Six weeks later, on a Sunday night, I was called and offered another one. Planes were back by then, so I flew out the next day and was on the table by 6:00 pm that night.

I didn’t know how bad I was until I felt good for the first time in a long time.

Now I’m back into golf, and it’s all good!


How did you find out about PKD Australia?

I connected with PKD Australia through AKTN (Australasian Kidney Trials Network).


Why are you passionate about advocacy?

I’m involved with trials and committees to be a voice. I want to stand up and pass the word around so that clinicians look deeper. If you’re told it’s kidney stones, find out why. I want to help get people on the right course for their lifestyle. Stretch out the time before going on dialysis.

What frustrates you most about living with a rare disease?

It’s not spoken about. I never knew PKD was in the family until after my father had passed away. And the frustration of junior doctors not identifying PKD due to lack of knowledge. Saying “it will pass” is not an option.


What inspires you most about those you have connected with who also have PKD?

Everyone is heading in the same direction, but we come at it from different places, so we can all help one another.
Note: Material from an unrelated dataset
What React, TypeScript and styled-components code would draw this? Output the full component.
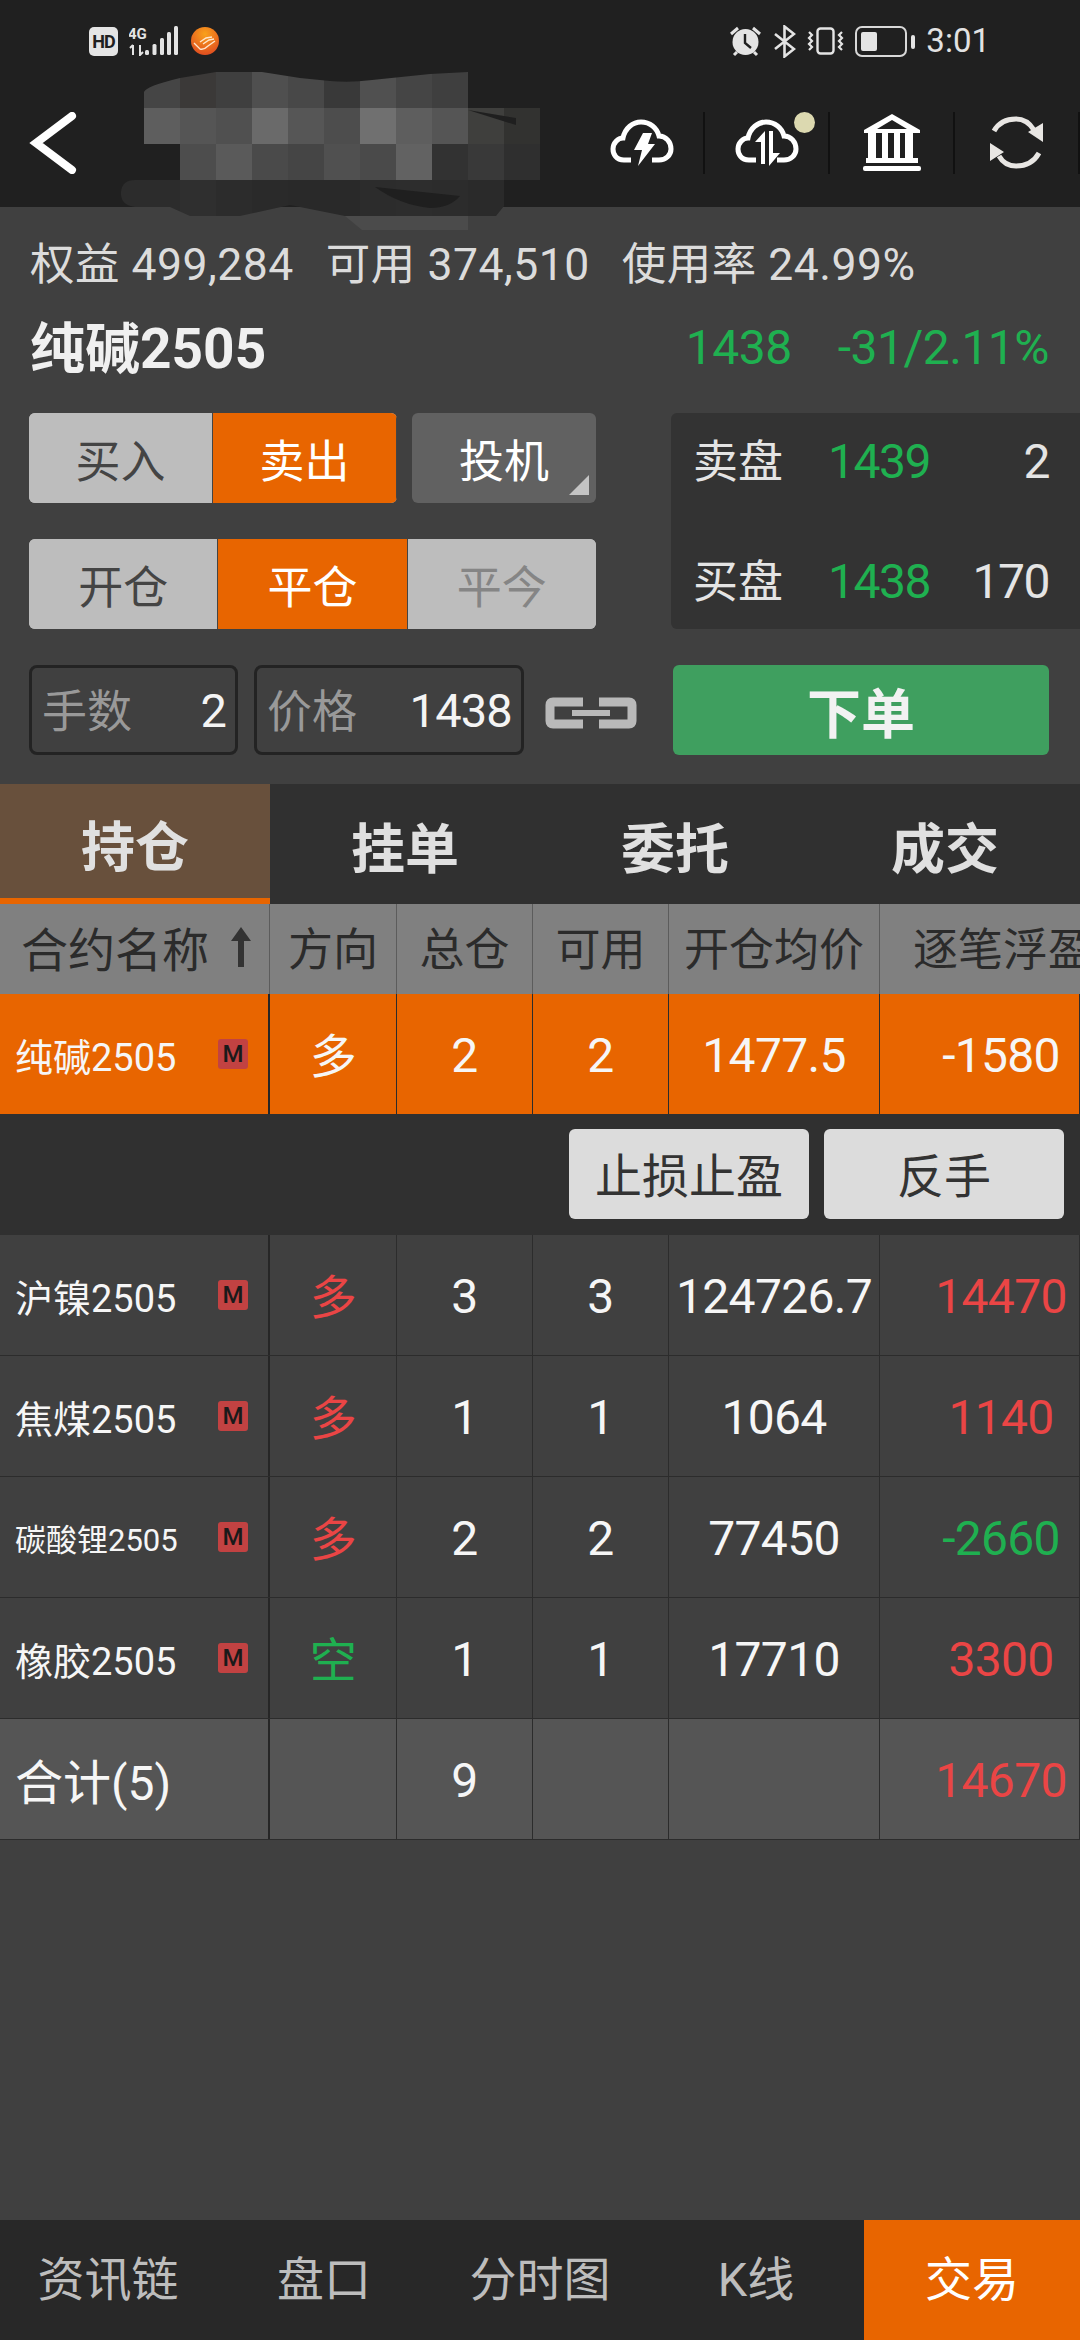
import styled, { createGlobalStyle } from "styled-components";

const GlobalStyle = createGlobalStyle`
  html, body {
    margin: 0;
    padding: 0;
    background: #404040;
  }
  * {
    box-sizing: border-box;
  }
`;

const ORANGE = "#e86500";
const GREEN = "#1fb050";
const RED = "#ea4545";

const Page = styled.div`
  position: relative;
  width: 1080px;
  height: 2340px;
  overflow: hidden;
  display: flex;
  flex-direction: column;
  background: #404040;
  color: #e0e0e0;
  font-family: Roboto, "Noto Sans CJK SC", sans-serif;
`;

const TopBar = styled.div`
  height: 207px;
  flex-shrink: 0;
  background: #202020;
`;
const StatusBar = styled.div`
  height: 78px;
  padding: 4px 90px 0 89px;
  display: flex;
  align-items: center;
  justify-content: space-between;
`;
const StatusGroup = styled.div`
  display: flex;
  align-items: center;
  gap: 11px;
`;
const HdBadge = styled.div`
  width: 29px;
  height: 29px;
  border-radius: 5px;
  background: #e4e4e4;
  color: #202020;
  font-size: 18px;
  font-weight: 700;
  line-height: 29px;
  text-align: center;
  letter-spacing: -1px;
`;
const Clock = styled.div`
  color: #e2e2e2;
  font-size: 33px;
  line-height: 36px;
`;
const NavBar = styled.div`
  height: 129px;
  display: flex;
  align-items: center;
  padding-left: 28px;
`;
const Spacer = styled.div`
  flex: 1;
`;
const IconCell = styled.div`
  position: relative;
  width: 125px;
  height: 62px;
  display: flex;
  align-items: center;
  justify-content: center;
  border-right: 2px solid #111;
`;
const NoticeDot = styled.span`
  position: absolute;
  top: 0;
  right: 13px;
  width: 21px;
  height: 21px;
  border-radius: 50%;
  background: #dcd9b0;
`;
const Mosaic = styled.svg`
  position: absolute;
  left: 120px;
  top: 60px;
`;

const InfoLine = styled.div`
  margin-top: 23px;
  height: 60px;
  padding-left: 30px;
  display: flex;
  align-items: center;
  gap: 32px;
  font-size: 44.5px;
  letter-spacing: 0.5px;
  color: #dcdcdc;
  white-space: pre;
`;
const TitleRow = styled.div`
  margin-top: 27px;
  height: 60px;
  padding: 0 31px 0 30px;
  display: flex;
  align-items: center;
  justify-content: space-between;
`;
const Title = styled.div`
  margin-top: -6px;
  font-size: 55px;
  font-weight: 700;
  color: #f0f0f0;
`;
const LastPrice = styled.div`
  display: flex;
  gap: 46px;
  font-size: 48px;
  letter-spacing: -0.5px;
  color: ${GREEN};
`;

const TradeArea = styled.div`
  margin-top: 36px;
  padding-left: 29px;
  display: flex;
  gap: 75px;
`;
const TradeButtons = styled.div`
  width: 567px;
  display: flex;
  flex-direction: column;
  gap: 36px;
`;
const ButtonRow = styled.div`
  display: flex;
  gap: 15px;
`;
const Segmented = styled.div<{ $width: number }>`
  width: ${(p) => p.$width}px;
  height: 90px;
  display: flex;
  border-radius: 6px;
  overflow: hidden;
  background: #bdbdbd;
`;
const Segment = styled.div<{ $active?: boolean; $disabled?: boolean }>`
  flex: 1;
  display: flex;
  align-items: center;
  justify-content: center;
  font-size: 45px;
  background: ${(p) => (p.$active ? ORANGE : "#bdbdbd")};
  color: ${(p) => (p.$active ? "#fff" : p.$disabled ? "#858585" : "#444")};
  border-right: ${(p) => (p.$active ? "1px solid #444" : "none")};
  border-left: ${(p) => (p.$active ? "1px solid #444" : "none")};
`;
const HedgeButton = styled.div`
  position: relative;
  width: 184px;
  height: 90px;
  display: flex;
  align-items: center;
  justify-content: center;
  border-radius: 6px;
  background: #616161;
  color: #fff;
  font-size: 45px;
  &::after {
    content: "";
    position: absolute;
    right: 7px;
    bottom: 8px;
    border-style: solid;
    border-width: 0 0 20px 20px;
    border-color: transparent transparent #c4c4c4 transparent;
  }
`;
const QuoteBox = styled.div`
  width: 409px;
  height: 216px;
  padding: 18px 31px 18px 22px;
  display: flex;
  flex-direction: column;
  justify-content: space-between;
  border-radius: 6px 0 0 6px;
  background: #333;
`;
const QuoteRow = styled.div`
  height: 60px;
  display: grid;
  grid-template-columns: 135px 1fr auto;
  align-items: center;
  font-size: 48px;
  letter-spacing: -1.5px;
  color: #e4e4e4;
`;
const QuoteLabel = styled.span`
  margin-top: -6px;
  font-size: 45px;
  letter-spacing: 0;
`;
const QuotePrice = styled.span`
  color: ${GREEN};
`;

const OrderRow = styled.div`
  margin-top: 36px;
  padding: 0 31px 0 29px;
  display: flex;
  align-items: center;
`;
const Field = styled.div<{ $width: number }>`
  width: ${(p) => p.$width}px;
  height: 90px;
  margin-right: 16px;
  padding: 0 9px 0 10px;
  display: flex;
  align-items: center;
  justify-content: space-between;
  border: 3px solid #232323;
  border-radius: 8px;
  font-size: 47px;
  letter-spacing: -0.8px;
  color: #f4f4f4;
`;
const FieldLabel = styled.span`
  margin-top: -4px;
  font-size: 45px;
  letter-spacing: 0;
  color: #999;
`;
const LinkWrap = styled.div`
  margin: 6px 36px 0 5px;
  flex-shrink: 0;
  line-height: 0;
`;
const SubmitButton = styled.div`
  flex: 1;
  height: 90px;
  display: flex;
  align-items: center;
  justify-content: center;
  border-radius: 6px;
  background: #3f9f5f;
  color: #f2f2f2;
  font-size: 54px;
  font-weight: 700;
`;

const Tabs = styled.div`
  margin-top: 29px;
  height: 120px;
  display: flex;
  background: #303030;
`;
const Tab = styled.div<{ $active?: boolean }>`
  width: 270px;
  display: flex;
  align-items: center;
  justify-content: center;
  padding-top: ${(p) => (p.$active ? "4px" : "3px")};
  font-size: 54px;
  font-weight: 700;
  color: #e0e0e0;
  background: ${(p) => (p.$active ? "#68503c" : "transparent")};
  border-bottom: ${(p) => (p.$active ? `6px solid ${ORANGE}` : "none")};
`;

const COLUMNS = "270px 127px 136px 136px 211px 200px";

const HeadRow = styled.div`
  height: 90px;
  display: grid;
  grid-template-columns: ${COLUMNS};
  background: #808080;
  color: #2b2b2b;
  font-size: 45px;
`;
const HeadCell = styled.div`
  display: flex;
  align-items: center;
  justify-content: center;
  padding-bottom: 5px;
  white-space: nowrap;
  border-right: 1px solid #5c5c5c;
`;
const HeadName = styled(HeadCell)`
  justify-content: flex-start;
  padding-left: 21px;
  gap: 21px;
  font-size: 47px;
`;
const HeadLast = styled(HeadCell)`
  justify-content: flex-start;
  padding-left: 33px;
  overflow: hidden;
  border-right: none;
`;

const Row = styled.div<{ $variant?: "selected" | "total" }>`
  height: ${(p) => (p.$variant === "selected" ? 120 : 121)}px;
  display: grid;
  grid-template-columns: ${COLUMNS};
  font-size: 48px;
  letter-spacing: -0.7px;
  color: #f6f6f6;
  background: ${(p) =>
    p.$variant === "selected" ? ORANGE : p.$variant === "total" ? "#555" : "#404040"};
  border-bottom: ${(p) => (p.$variant === "selected" ? "none" : "1px solid #2c2c2c")};
`;
const Cell = styled.div<{ $color?: string }>`
  display: flex;
  align-items: center;
  justify-content: center;
  padding-top: 3px;
  color: ${(p) => p.$color || "inherit"};
  border-right: 1px solid #2c2c2c;
`;
const SideCell = styled(Cell)`
  padding-top: 0;
  padding-bottom: 4px;
  font-size: 47px;
`;
const NameCell = styled(Cell)`
  justify-content: space-between;
  padding: 0 20px 0 15px;
  letter-spacing: 0;
  border-right: 2px solid #262626;
`;
const NameText = styled.span<{ $size?: number }>`
  font-size: ${(p) => p.$size || 38}px;
  white-space: nowrap;
`;
const TotalText = styled.span`
  font-size: 48px;
`;
const LastCell = styled(Cell)`
  padding-left: 43px;
`;
const MarketBadge = styled.span`
  width: 30px;
  height: 30px;
  border-radius: 3px;
  background: #c24242;
  color: #1a1a1a;
  font-size: 24px;
  font-weight: 500;
  line-height: 30px;
  text-align: center;
`;
const ActionRow = styled.div`
  height: 121px;
  padding: 15px 16px 0 0;
  display: flex;
  justify-content: flex-end;
  gap: 15px;
  background: #303030;
`;
const ActionButton = styled.div`
  width: 240px;
  height: 90px;
  padding-bottom: 4px;
  display: flex;
  align-items: center;
  justify-content: center;
  border-radius: 6px;
  background: #dcdcdc;
  color: #333;
  font-size: 47px;
`;

const BottomNav = styled.div`
  margin-top: auto;
  height: 120px;
  display: grid;
  grid-template-columns: repeat(5, 1fr);
  background: #282828;
`;
const NavItem = styled.div<{ $active?: boolean }>`
  display: flex;
  align-items: center;
  justify-content: center;
  padding-bottom: 9px;
  font-size: 47px;
  color: ${(p) => (p.$active ? "#fff" : "#bdbdbd")};
  background: ${(p) => (p.$active ? ORANGE : "transparent")};
`;

const SignalIcon = () => (
  <svg width="51" height="30" viewBox="0 0 51 30">
    <text x="-1" y="13" fontSize="15" fontWeight="700" fill="#e4e4e4" fontFamily="Roboto, sans-serif">
      4G
    </text>
    <path d="M4 19v10M1 22l3-3M11 19v10l3-3" stroke="#e4e4e4" strokeWidth="2" fill="none" />
    {[
      [16, 5],
      [23.5, 11],
      [31, 17],
      [38, 23],
      [45, 29],
    ].map(([x, h]) => (
      <rect key={x} x={x} y={29 - h} width="4" height={h} rx="1.5" fill="#e4e4e4" />
    ))}
  </svg>
);

const AppLogo = () => (
  <svg width="28" height="28" viewBox="0 0 28 28">
    <defs>
      <radialGradient id="logoFill" cx="50%" cy="25%" r="75%">
        <stop offset="0%" stopColor="#f9a11b" />
        <stop offset="100%" stopColor="#e04e20" />
      </radialGradient>
    </defs>
    <circle cx="14" cy="14" r="14" fill="url(#logoFill)" />
    <path
      d="M3 16l6 6c3 1 6-1 8-3l7-5M9 15l6-4 6-1M12 17l6-4 5-1"
      stroke="#ffe6cc"
      strokeWidth="1.4"
      fill="none"
    />
  </svg>
);

const AlarmIcon = () => (
  <svg width="33" height="31" viewBox="0 0 33 31">
    <circle cx="16.5" cy="16" r="13" fill="#e4e4e4" />
    <path d="M16 8v9l6 5" stroke="#202020" strokeWidth="2.4" fill="none" />
    <path d="M2 8l7-6M31 8l-7-6M5 29l3-3M28 29l-3-3" stroke="#e4e4e4" strokeWidth="3" fill="none" />
  </svg>
);

const BluetoothIcon = () => (
  <svg width="23" height="33" viewBox="0 0 23 33">
    <path d="M2 9l19 15-9.5 7.500V1.500L21 9 2 24" stroke="#e4e4e4" strokeWidth="2.6" fill="none" />
  </svg>
);

const VibrateIcon = () => (
  <svg width="37" height="28" viewBox="0 0 37 28">
    <rect x="10.500" y="1.500" width="16" height="25" rx="3" stroke="#e4e4e4" strokeWidth="2.4" fill="none" />
    <path
      d="M2 5l3 3-3 3 3 3-3 3 3 3-3 3M35 5l-3 3 3 3-3 3 3 3-3 3 3 3"
      stroke="#e4e4e4"
      strokeWidth="2.2"
      fill="none"
    />
  </svg>
);

const BatteryIcon = () => (
  <svg width="60" height="31" viewBox="0 0 60 31">
    <rect x="1" y="1" width="50" height="29" rx="6" stroke="#d8d8d8" strokeWidth="2" fill="none" />
    <rect x="6" y="6" width="16" height="19" rx="2" fill="#e4e4e4" />
    <rect x="56" y="9" width="4" height="14" rx="2" fill="#e4e4e4" />
  </svg>
);

const BackIcon = () => (
  <svg width="52" height="62" viewBox="0 0 52 62">
    <path d="M44 4L8 31l36 27" stroke="#fff" strokeWidth="8" strokeLinecap="round" fill="none" />
  </svg>
);

const CLOUD =
  "M14 41C6 41 3 35 3 30C3 24 8 19 13 19C15 9 23 3 31 3C40 3 47 9 49 17C56 17 61 23 61 30C61 36 56 41 49 41H42M14 41H21";

const CloudBoltIcon = () => (
  <svg width="64" height="48" viewBox="0 0 64 48">
    <path d={CLOUD} stroke="#fff" strokeWidth="5" fill="none" />
    <path d="M33 14h9l-4 11h7L28 47l4-16h-8z" fill="#fff" />
  </svg>
);

const CloudSwapIcon = () => (
  <svg width="64" height="48" viewBox="0 0 64 48">
    <path d={CLOUD} stroke="#fff" strokeWidth="5" fill="none" />
    <path d="M30 12v33h-4V23h-6zM34 12h4v22h7L34 47z" fill="#fff" />
  </svg>
);

const BankIcon = () => (
  <svg width="58" height="59" viewBox="0 0 58 59">
    <path fillRule="evenodd" d="M29 1l28 16v3H1v-3zM29 7L14 16h30z" fill="#fff" />
    <path d="M5 20h8v25H5zM19 20h6v25h-6zM31 20h6v25h-6zM42 20h8v25h-8zM3 45h52v5H3z" fill="#fff" />
    <rect x="0" y="53" width="58" height="5" rx="2" fill="#fff" />
  </svg>
);

const RefreshIcon = () => (
  <svg width="55" height="53" viewBox="0 0 55 53">
    <path
      d="M5 15C10 6 18 3 27 3C34 3 40 6 45 14M50 37C45 46 36 50 27 50C20 50 14 47 10 40"
      stroke="#e8e6e3"
      strokeWidth="5"
      fill="none"
    />
    <path d="M39 16l15-9v19zM1 27l14 9-14 9z" fill="#e8e6e3" />
  </svg>
);

const SortArrow = () => (
  <svg width="22" height="44" viewBox="0 0 22 44">
    <path d="M11 2L1 16h7v26h6V16h7z" fill="#333" />
  </svg>
);

// blurred-out account name, one row per 36px of the mosaic
const MOSAIC: (string | null)[][] = [
  ["#454545", "#3b3938", "#3f3f3f", "#4f4f4f", "#484848", "#393939", "#505050", "#454545", "#3f3f3f", null, null],
  ["#5e5e5e", "#555", "#505050", "#6a6a6a", "#565656", "#4d4d4d", "#707070", "#5e5e5e", "#555", "#3f3f3d", "#323230"],
  [null, "#4d4d4d", "#5a5a5a", "#4a4a4a", "#454545", "#505050", "#4a4a4a", "#626262", "#323232", "#393939", "#2f2f2f"],
  ["#2c2c2c", "#2f2f2f", "#2c2c2c", "#2a2a2a", "#292929", "#292929", "#2c2c2c", "#2d2d2d", "#2c2c2c", "#2a2a2a", null],
];

const AccountMosaic = () => (
  <Mosaic width="460" height="170" viewBox="120 60 460 170">
    <defs>
      <clipPath id="mosaicShape">
        <path d="M144 108V92Q146 86 180 78L216 72H262L300 78L330 81Q350 83 372 80L430 74L468 72V108H540V180H525L496 216H345L290 205L240 216L190 216L170 207H135Q120 205 121 192Q122 180 135 180H144Z" />
      </clipPath>
    </defs>
    <path d="M345 216L362 230H468V216z" fill="#4b4b4b" />
    <g clipPath="url(#mosaicShape)">
      {MOSAIC.map((cells, r) =>
        cells.map((fill, c) =>
          fill ? <rect key={`${r}-${c}`} x={144 + c * 36} y={72 + r * 36} width="36" height="36" fill={fill} /> : null
        )
      )}
      <rect x="120" y="180" width="24" height="36" fill="#2c2c2c" />
    </g>
    <path d="M375 187Q400 205 430 208Q450 208 460 196z" fill="#1f1f1f" />
    <path d="M468 110L516 125V118z" fill="#1f1f1f" />
  </Mosaic>
);

const LinkGlyph = () => (
  <svg width="92" height="32" viewBox="0 0 92 32">
    <path
      d="M38 5H8Q5 5 5 8V24Q5 27 8 27H38M54 5H84Q87 5 87 8V24Q87 27 84 27H54"
      stroke="#b9b9b9"
      strokeWidth="9"
      fill="none"
    />
    <path d="M27 16H65" stroke="#b9b9b9" strokeWidth="6" fill="none" />
  </svg>
);

type Position = {
  name: string;
  nameSize?: number;
  side: "多" | "空";
  total: number;
  free: number;
  price: string;
  pnl: string;
  pnlColor: string;
};

const POSITIONS: Position[] = [
  { name: "沪镍2505", side: "多", total: 3, free: 3, price: "124726.7", pnl: "14470", pnlColor: RED },
  { name: "焦煤2505", side: "多", total: 1, free: 1, price: "1064", pnl: "1140", pnlColor: RED },
  { name: "碳酸锂2505", nameSize: 31, side: "多", total: 2, free: 2, price: "77450", pnl: "-2660", pnlColor: GREEN },
  { name: "橡胶2505", side: "空", total: 1, free: 1, price: "17710", pnl: "3300", pnlColor: RED },
];

function App() {
  return (
    <Page>
      <GlobalStyle />
      <TopBar>
        <StatusBar>
          <StatusGroup>
            <HdBadge>HD</HdBadge>
            <SignalIcon />
            <AppLogo />
          </StatusGroup>
          <StatusGroup>
            <AlarmIcon />
            <BluetoothIcon />
            <VibrateIcon />
            <BatteryIcon />
            <Clock>3:01</Clock>
          </StatusGroup>
        </StatusBar>
        <NavBar>
          <BackIcon />
          <Spacer />
          <IconCell>
            <CloudBoltIcon />
          </IconCell>
          <IconCell>
            <CloudSwapIcon />
            <NoticeDot />
          </IconCell>
          <IconCell>
            <BankIcon />
          </IconCell>
          <IconCell>
            <RefreshIcon />
          </IconCell>
        </NavBar>
      </TopBar>
      <AccountMosaic />

      <InfoLine>
        <span>权益 499,284</span>
        <span>可用 374,510</span>
        <span>使用率 24.99%</span>
      </InfoLine>
      <TitleRow>
        <Title>纯碱2505</Title>
        <LastPrice>
          <span>1438</span>
          <span>-31/2.11%</span>
        </LastPrice>
      </TitleRow>

      <TradeArea>
        <TradeButtons>
          <ButtonRow>
            <Segmented $width={368}>
              <Segment>买入</Segment>
              <Segment $active>卖出</Segment>
            </Segmented>
            <HedgeButton>投机</HedgeButton>
          </ButtonRow>
          <Segmented $width={567}>
            <Segment>开仓</Segment>
            <Segment $active>平仓</Segment>
            <Segment $disabled>平今</Segment>
          </Segmented>
        </TradeButtons>
        <QuoteBox>
          <QuoteRow>
            <QuoteLabel>卖盘</QuoteLabel>
            <QuotePrice>1439</QuotePrice>
            <span>2</span>
          </QuoteRow>
          <QuoteRow>
            <QuoteLabel>买盘</QuoteLabel>
            <QuotePrice>1438</QuotePrice>
            <span>170</span>
          </QuoteRow>
        </QuoteBox>
      </TradeArea>

      <OrderRow>
        <Field $width={209}>
          <FieldLabel>手数</FieldLabel>
          <span>2</span>
        </Field>
        <Field $width={270}>
          <FieldLabel>价格</FieldLabel>
          <span>1438</span>
        </Field>
        <LinkWrap>
          <LinkGlyph />
        </LinkWrap>
        <SubmitButton>下单</SubmitButton>
      </OrderRow>

      <Tabs>
        <Tab $active>持仓</Tab>
        <Tab>挂单</Tab>
        <Tab>委托</Tab>
        <Tab>成交</Tab>
      </Tabs>

      <HeadRow>
        <HeadName>
          合约名称
          <SortArrow />
        </HeadName>
        <HeadCell>方向</HeadCell>
        <HeadCell>总仓</HeadCell>
        <HeadCell>可用</HeadCell>
        <HeadCell>开仓均价</HeadCell>
        <HeadLast>逐笔浮盈</HeadLast>
      </HeadRow>

      <Row $variant="selected">
        <NameCell>
          <NameText>纯碱2505</NameText>
          <MarketBadge>M</MarketBadge>
        </NameCell>
        <SideCell>多</SideCell>
        <Cell>2</Cell>
        <Cell>2</Cell>
        <Cell>1477.5</Cell>
        <LastCell>-1580</LastCell>
      </Row>
      <ActionRow>
        <ActionButton>止损止盈</ActionButton>
        <ActionButton>反手</ActionButton>
      </ActionRow>

      {POSITIONS.map((item) => (
        <Row key={item.name}>
          <NameCell>
            <NameText $size={item.nameSize}>{item.name}</NameText>
            <MarketBadge>M</MarketBadge>
          </NameCell>
          <SideCell $color={item.side === "多" ? RED : GREEN}>{item.side}</SideCell>
          <Cell>{item.total}</Cell>
          <Cell>{item.free}</Cell>
          <Cell>{item.price}</Cell>
          <LastCell $color={item.pnlColor}>{item.pnl}</LastCell>
        </Row>
      ))}
      <Row $variant="total">
        <NameCell>
          <TotalText>合计(5)</TotalText>
        </NameCell>
        <Cell />
        <Cell>9</Cell>
        <Cell />
        <Cell />
        <LastCell $color={RED}>14670</LastCell>
      </Row>

      <BottomNav>
        <NavItem>资讯链</NavItem>
        <NavItem>盘口</NavItem>
        <NavItem>分时图</NavItem>
        <NavItem>K线</NavItem>
        <NavItem $active>交易</NavItem>
      </BottomNav>
    </Page>
  );
}

export default App;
We all got here differently, so the sharing of our journey is important. Remembering that “someone mentioned something about that” may very well be the reason a person steps up to advocate for themselves.


Is there a message you would like to share with our community?

Know your body, and act on the signs it is giving you. If you’re not happy with the doctor, ask questions. The more understanding you get, the better.